## Task prompt:
Out of the lines below, please list those that hold the string "React".

## Data provided:

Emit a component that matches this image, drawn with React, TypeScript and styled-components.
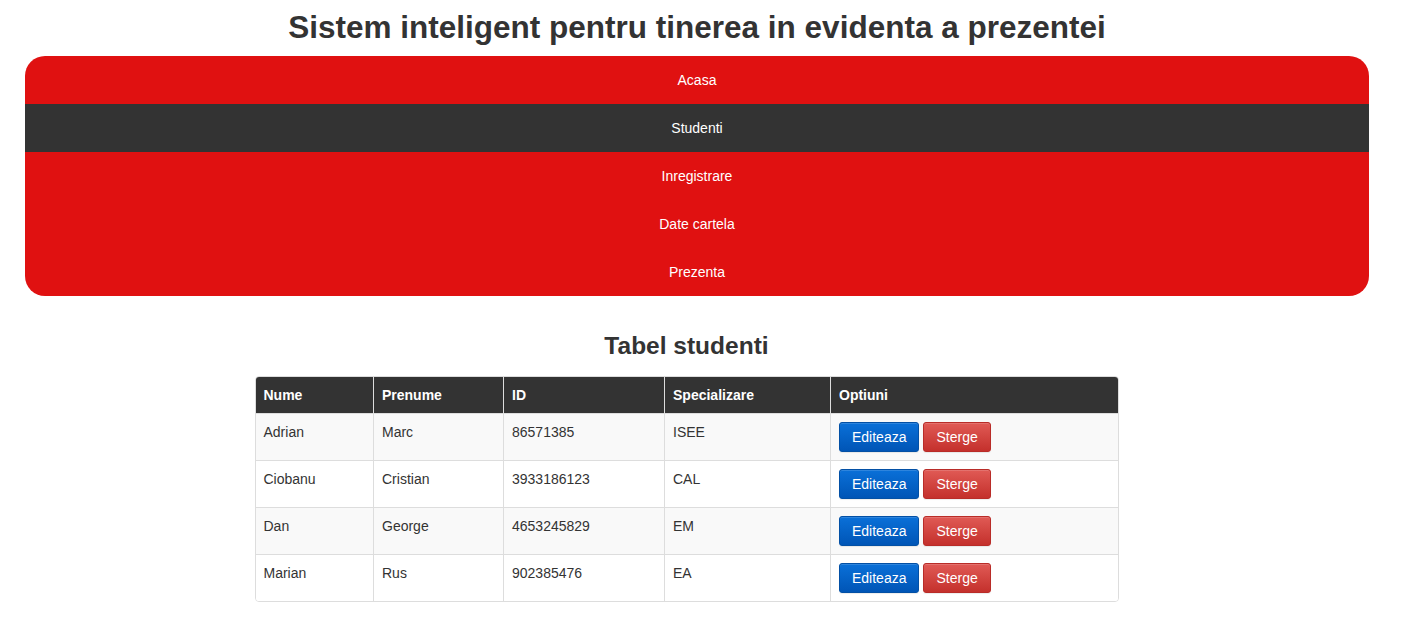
import React from "react";
import styled, { createGlobalStyle } from "styled-components";

const Global = createGlobalStyle`
  html, body { margin: 0; padding: 0; background: #fff; }
  body { font-family: "Liberation Sans", Arial, sans-serif; color: #333; font-size: 14px; }
  *, *::before, *::after { box-sizing: border-box; }
`;

const Page = styled.div`
  display: flex;
  flex-direction: column;
  align-items: center;
  padding: 0 38px 0 25px;
`;

const Title = styled.h1`
  margin: 8px 0 0;
  height: 48px;
  line-height: 38px;
  font-size: 31.5px;
  font-weight: bold;
  color: #333;
  text-align: center;
`;

const Nav = styled.ul`
  list-style: none;
  margin: 0;
  padding: 0;
  width: 100%;
  background: #e01111;
  border-radius: 20px;
  overflow: hidden;
  display: flex;
  flex-direction: column;
`;

const NavItem = styled.li<{ $active?: boolean }>`
  height: 48px;
  display: flex;
  align-items: center;
  justify-content: center;
  color: #fff;
  font-size: 14px;
  background: ${(p) => (p.$active ? "#333333" : "transparent")};
`;

const SubTitle = styled.h2`
  margin: 33px 21px 0 0;
  height: 47px;
  line-height: 34px;
  font-size: 24.5px;
  font-weight: bold;
  color: #333;
`;

const TableWrap = styled.div`
  width: 864px;
  border: 1px solid #dddddd;
  border-radius: 4px;
  overflow: hidden;
  margin-right: 21px;
`;

const Table = styled.table`
  width: 100%;
  border-collapse: collapse;
  table-layout: fixed;
`;

const Th = styled.th<{ $w?: number }>`
  background: #333333;
  color: #fff;
  font-weight: bold;
  text-align: left;
  padding: 0 8px;
  height: 36px;
  line-height: 20px;
  font-size: 14px;
  border-left: 1px solid #dddddd;
  width: ${(p) => (p.$w ? `${p.$w}px` : "auto")};
  &:first-child { border-left: none; }
`;

const Tr = styled.tr<{ $odd?: boolean }>`
  background: ${(p) => (p.$odd ? "#f9f9f9" : "#ffffff")};
`;

const Td = styled.td`
  padding: 8px;
  height: 47px;
  line-height: 20px;
  vertical-align: top;
  font-size: 14px;
  color: #333;
  border-top: 1px solid #dddddd;
  border-left: 1px solid #dddddd;
  &:first-child { border-left: none; }
`;

const Actions = styled.div`
  display: flex;
  gap: 4px;
`;

const Btn = styled.button<{ $kind: "edit" | "delete" }>`
  font-family: "Liberation Sans", Arial, sans-serif;
  font-size: 14px;
  color: #fff;
  height: 30px;
  padding: 0 12px;
  border-radius: 3px;
  cursor: pointer;
  border: 1px solid ${(p) => (p.$kind === "edit" ? "#0350a5" : "#b92c28")};
  background: ${(p) =>
    p.$kind === "edit"
      ? "linear-gradient(to bottom, #0a70d8 0%, #0055b6 100%)"
      : "linear-gradient(to bottom, #e05a55 0%, #c4302c 100%)"};
  box-shadow: inset 0 1px 0 rgba(255,255,255,0.15), 0 1px 1px rgba(0,0,0,0.075);
`;

const students = [
  { nume: "Adrian", prenume: "Marc", id: "86571385", spec: "ISEE" },
  { nume: "Ciobanu", prenume: "Cristian", id: "3933186123", spec: "CAL" },
  { nume: "Dan", prenume: "George", id: "4653245829", spec: "EM" },
  { nume: "Marian", prenume: "Rus", id: "902385476", spec: "EA" },
];

const navItems = ["Acasa", "Studenti", "Inregistrare", "Date cartela", "Prezenta"];

export default function App() {
  return (
    <>
      <Global />
      <Page>
        <Title>Sistem inteligent pentru tinerea in evidenta a prezentei</Title>
        <Nav>
          {navItems.map((n) => (
            <NavItem key={n} $active={n === "Studenti"}>{n}</NavItem>
          ))}
        </Nav>
        <SubTitle>Tabel studenti</SubTitle>
        <TableWrap>
          <Table>
            <thead>
              <tr>
                <Th $w={118}>Nume</Th>
                <Th $w={130}>Prenume</Th>
                <Th $w={161}>ID</Th>
                <Th $w={166}>Specializare</Th>
                <Th>Optiuni</Th>
              </tr>
            </thead>
            <tbody>
              {students.map((s, i) => (
                <Tr key={s.id} $odd={i % 2 === 0}>
                  <Td>{s.nume}</Td>
                  <Td>{s.prenume}</Td>
                  <Td>{s.id}</Td>
                  <Td>{s.spec}</Td>
                  <Td>
                    <Actions>
                      <Btn $kind="edit">Editeaza</Btn>
                      <Btn $kind="delete">Sterge</Btn>
                    </Actions>
                  </Td>
                </Tr>
              ))}
            </tbody>
          </Table>
        </TableWrap>
      </Page>
    </>
  );
}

## Exercise result:
Emit a component that matches this image, drawn with React, TypeScript and styled-components.
import React from "react";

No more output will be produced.